I am currently using the European soccer SQLite database for my data analysis in Google collab (Jupyter notebook).
Aim of analysis; For a specific team ex: Chelsea, get the wins and loss label for every match (Done using CASE statement) and after this partition the match count by its season and win_loss result. This is all done within pd.read_sql() statement in google collab(Jupyter notebook).
The statement runs all fine until the window function is introduced. But the query runs all fine in the SQLite DB browser (image attached). The main error i get is OperationalError: near "(": syntax error
Here is the code
Home_Perf = pd.read_sql(""" --- CTE to get the wins and loss as a home team
WITH Homes AS (
SELECT season, team_long_name AS HomeTeam,
home_team_goal, away_team_goal,
CASE
WHEN home_team_goal > away_team_goal THEN 'win'
WHEN home_team_goal < away_team_goal THEN 'loss'
ELSE 'Tie' END AS Win_Loss
FROM match
---Inner JOIN for getting the team name
INNER JOIN team
ON team_api_id = home_team_api_id
WHERE home_team_api_id = 8455)
SELECT season, HomeTeam,
COUNT(Win_Loss) OVER(PARTITION BY season) AS counts
FROM homes""", conn)
Home_Perf
Here is the error
ERROR:root:An unexpected error occurred while tokenizing input
The following traceback may be corrupted or invalid
The error message is: ('EOF in multi-line string', (1, 38))
---------------------------------------------------------------------------
OperationalError Traceback (most recent call last)
/usr/local/lib/python3.6/dist-packages/pandas/io/sql.py in execute(self, *args, **kwargs)
1585 try:
-> 1586 cur.execute(*args, **kwargs)
1587 return cur
OperationalError: near "(": syntax error
The above exception was the direct cause of the following exception:
DatabaseError Traceback (most recent call last)
3 frames
<ipython-input-17-9b1c924dbbdd> in <module>()
15 SELECT season, HomeTeam,
16 COUNT(Win_Loss) OVER(PARTITION BY season) AS counts
---> 17 FROM homes""", conn)
18 Home_Perf
/usr/local/lib/python3.6/dist-packages/pandas/io/sql.py in read_sql(sql, con, index_col, coerce_float, params, parse_dates, columns, chunksize)

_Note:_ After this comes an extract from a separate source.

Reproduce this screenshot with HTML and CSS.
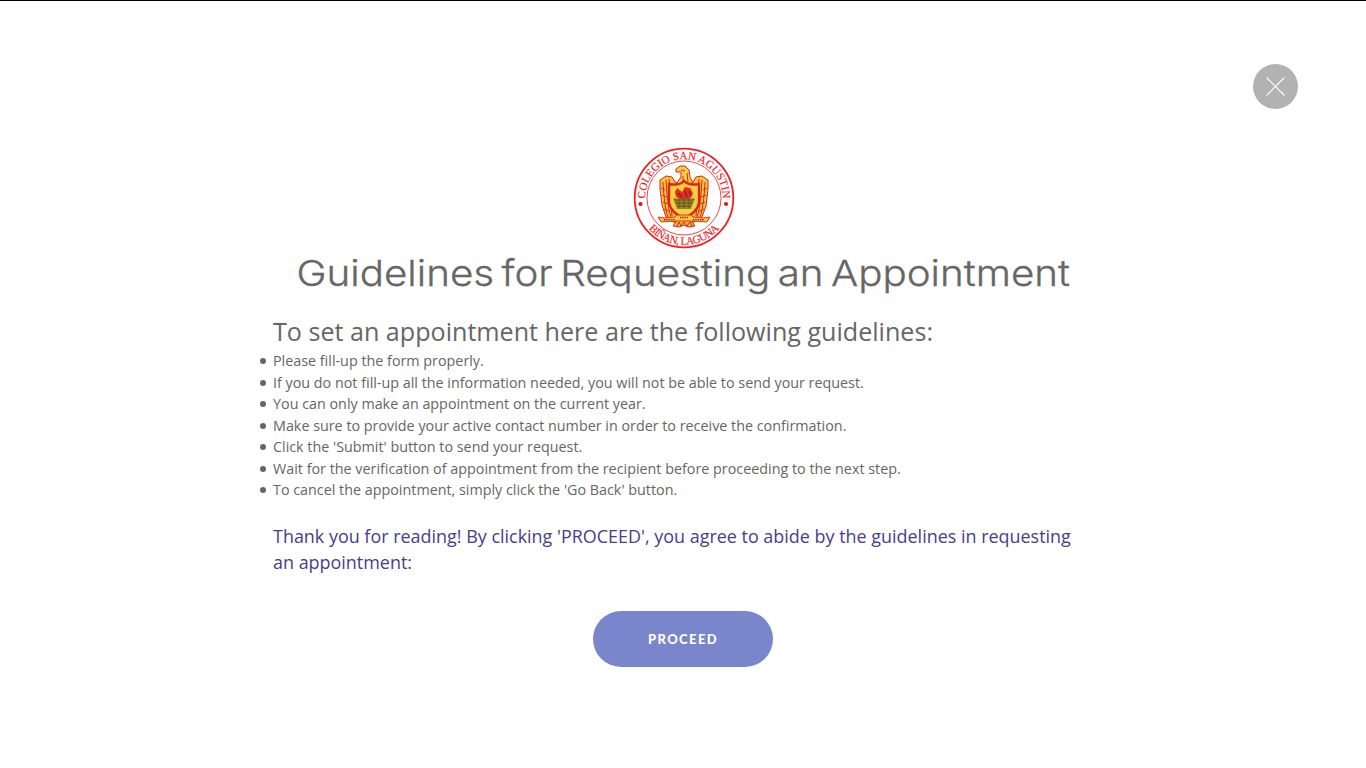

410 coerce_float=coerce_float,
411 parse_dates=parse_dates,
--> 412 chunksize=chunksize,
413 )
414
/usr/local/lib/python3.6/dist-packages/pandas/io/sql.py in read_query(self, sql, index_col, coerce_float, params, parse_dates, chunksize)
1631
1632 args = _convert_params(sql, params)
-> 1633 cursor = self.execute(*args)
1634 columns = [col_desc[0] for col_desc in cursor.description]
1635
/usr/local/lib/python3.6/dist-packages/pandas/io/sql.py in execute(self, *args, **kwargs)
1596
1597 ex = DatabaseError(f"Execution failed on sql '{args[0]}': {exc}")
-> 1598 raise ex from exc
1599
1600 @staticmethod
DatabaseError: Execution failed on sql ' --- CTE to get the wins and loss as a home team
WITH Homes AS (
SELECT season, team_long_name AS HomeTeam,
home_team_goal, away_team_goal,
CASE
WHEN home_team_goal > away_team_goal THEN 'win'
WHEN home_team_goal < away_team_goal THEN 'loss'
ELSE 'Tie' END AS Win_Loss
FROM match
---Inner JOIN for getting the team name
INNER JOIN team
ON team_api_id = home_team_api_id
WHERE home_team_api_id = 8455)
SELECT season, HomeTeam,
COUNT(Win_Loss) OVER(PARTITION BY season) AS counts
FROM homes': near "(": syntax error